« On est dans une bulle »: à 18.000 km de Paris, la Nouvelle-Calédonie, qui vote sur son indépendance de la France dimanche, est l’un des très rares territoires au monde à avoir échappé à l’épidémie de Covid-19, et ses habitants mènent une vie « normale ».
« On sort, on voit nos amis, on va voir des spectacles, sans masques et sans gestes barrières », explique à l’AFP Yoanna Wiard, directrice des ressources humaines d’une grande entreprise calédonienne. « On vit tout à fait normalement et on sait combien on a de la chance », alors que la pandémie a déjà fait plus d’un million de morts dans le monde.
« Le masque, vous n’allez pas le trouver chez nous », confirme Viannick, 46 ans, habitante autochtone de la Calédonie qui vit à Koumac, (nord). « On a une vie à peu près normale, mais on sait qu’on a une épée de Damoclès au dessus de la tête », nuance-t-elle.
Référendum sans masque ce dimanche
Comme tous les électeurs du référendum, elle ira voter dimanche « sans masque ».
Dimanche, les Calédoniens sont appelés à voter pour le maintien ou non de ce territoire ultra-marin dans la France.
Un premier référendum avait été organisé le 4 novembre 2018 et s’était conclu par la victoire du « non » à l’indépendance (56,7%) de ces îles situées dans le Pacifique et la mer de Corail.
Tous les cas de Covid guéris
Sur les 270.000 habitants du territoire, seuls 27 cas de coronavirus, tous importés, ont été recensés à ce jour dans l’archipel, qui a été le territoire français au confinement le plus court (24 mars/20 avril). Le seul autre territoire totalement épargné est Wallis-et-Futuna, également dans le Pacifique.
Tous les cas de Covid sont par ailleurs guéris, à l’exception du dernier, identifié vendredi dernier, auprès d’une personne venant de métropole et placée en quatorzaine.
Car depuis le 20 mars, les vols internationaux ont été drastiquement réduits et tout arrivant est obligatoirement placé en quatorzaine dans des hôtels réquisitionnés par le gouvernement. Un test PCR doit être effectué avant le départ et un autre avant la sortie de l’hôtel.
« Nous sommes un petit village de Gaulois qui résiste »
Le gouvernement calédonien, autonome en matière de santé, a décidé de prolonger ce dispositif jusqu’au 27 mars 2021. « Nous sommes un petit village de Gaulois qui résiste. Tout autour de nous, le monde connaît une recrudescence du virus et nous avons donc la responsabilité de maintenir la Nouvelle-Calédonie dans cette situation favorable », a expliqué le président du gouvernement collégial, Thierry Santa.

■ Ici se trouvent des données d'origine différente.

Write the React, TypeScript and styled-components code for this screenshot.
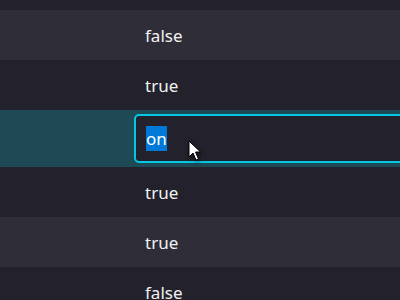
import styled, { createGlobalStyle } from "styled-components";

const GlobalStyle = createGlobalStyle`
  html, body {
    margin: 0;
    padding: 0;
    background: #23212b;
    overflow: hidden;
  }
  body {
    font-family: "Noto Sans", "Open Sans", sans-serif;
  }
`;

const Viewport = styled.div`
  position: relative;
  width: 400px;
  height: 300px;
  overflow: hidden;
`;

const List = styled.div`
  display: flex;
  flex-direction: column;
  margin-top: -40px;
`;

const Row = styled.div<{ $striped?: boolean; $editing?: boolean }>`
  display: grid;
  grid-template-columns: 134px 1fr;
  height: ${(p) => (p.$editing ? "57px" : "50px")};
  background: ${(p) =>
    p.$editing ? "#1e4a55" : p.$striped ? "#2f2d37" : "#23212b"};
`;

const Value = styled.div`
  display: flex;
  align-items: center;
  padding-left: 11px;
  color: #f2f2f2;
  font-size: 17px;
`;

const EditCell = styled.div`
  display: flex;
  padding: 4px 0;
`;

const Editor = styled.div`
  flex: 1;
  display: flex;
  align-items: center;
  margin-right: -20px;
  padding-left: 10px;
  border: 2px solid #00c8e6;
  border-radius: 5px;
  background: #23212b;
  color: #f2f2f2;
  font-size: 17px;
`;

const Selected = styled.span`
  display: inline-block;
  line-height: 25px;
  background: #0078d7;
  color: #ffffff;
`;

const Pointer = styled.svg`
  position: absolute;
  left: 188px;
  top: 140px;
  filter: drop-shadow(1px 2px 2px rgba(0, 0, 0, 0.5));
`;

const rows: { value: string; editing?: boolean }[] = [
  { value: "true" },
  { value: "false" },
  { value: "true" },
  { value: "on", editing: true },
  { value: "true" },
  { value: "true" },
  { value: "false" },
];

export default function App() {
  return (
    <Viewport>
      <GlobalStyle />
      <List>
        {rows.map((r, i) =>
          r.editing ? (
            <Row key={i} $editing>
              <div />
              <EditCell>
                <Editor>
                  <Selected>{r.value}</Selected>
                </Editor>
              </EditCell>
            </Row>
          ) : (
            <Row key={i} $striped={i % 2 === 1}>
              <div />
              <Value>{r.value}</Value>
            </Row>
          )
        )}
      </List>
      <Pointer width="14" height="22" viewBox="0 0 14 22">
        <path
          d="M1 1 L1 17 L5 13 L8 20 L10.5 19 L7.5 12 L12.5 12 Z"
          fill="#ffffff"
          stroke="#000000"
          strokeWidth="1"
          strokeLinejoin="round"
        />
      </Pointer>
    </Viewport>
  );
}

Résultat, « tout le monde a revu ses plannings de grandes vacances (de décembre à fin février) », admet Yoanna Wiard. « Au lieu de partir, les Calédoniens vont faire vivre l’économie calédonienne », ajoute-t-elle.
« C’est contraignant », reconnaît Viannick, qui attend avec impatience que son fils, coincé depuis décembre au Canada par la raréfaction des vols, sorte enfin de sa quatorzaine. « Mais on préfère qu’ils ne lâchent personne dans la nature, on est en sécurité », souligne-t-elle.
« Conscience que ce virus là est dangereux »
« Dans les tribus, on a pris conscience que ce virus là est dangereux », poursuit Viannick. « On se lave plus les mains, on tousse à l’écart, les plus âgés sont très protégés. Si je rencontre une personne que je ne connais pas, je ne lui tends plus la main », avoue-t-elle, « alors que l’Océanien est d’habitude très famille, très tactile. On aime bien s’enlacer, mais la coutume a été bouleversée ».
Car chez les kanak, le Covid-19 rappelle l’introduction par les Occidentaux, à partir de la fin du XVIIIe siècle, de virus à l’origine d’épidémies meurtrières. Les chefferies coutumières ont même interdit depuis fin février l’accostage de navires de croisière, pourtant source de revenus.
L’inquiétude gagne toutefois le monde économique, 73% des entreprises locales ayant enregistré une baisse de chiffre d’affaires sur les six derniers mois, selon une étude de la Chambre de commerce et d’industrie réalisée en août.
On manque de visibilité sur « l’avenir », déplore Xavier Benoist, président de la Fédération des industries.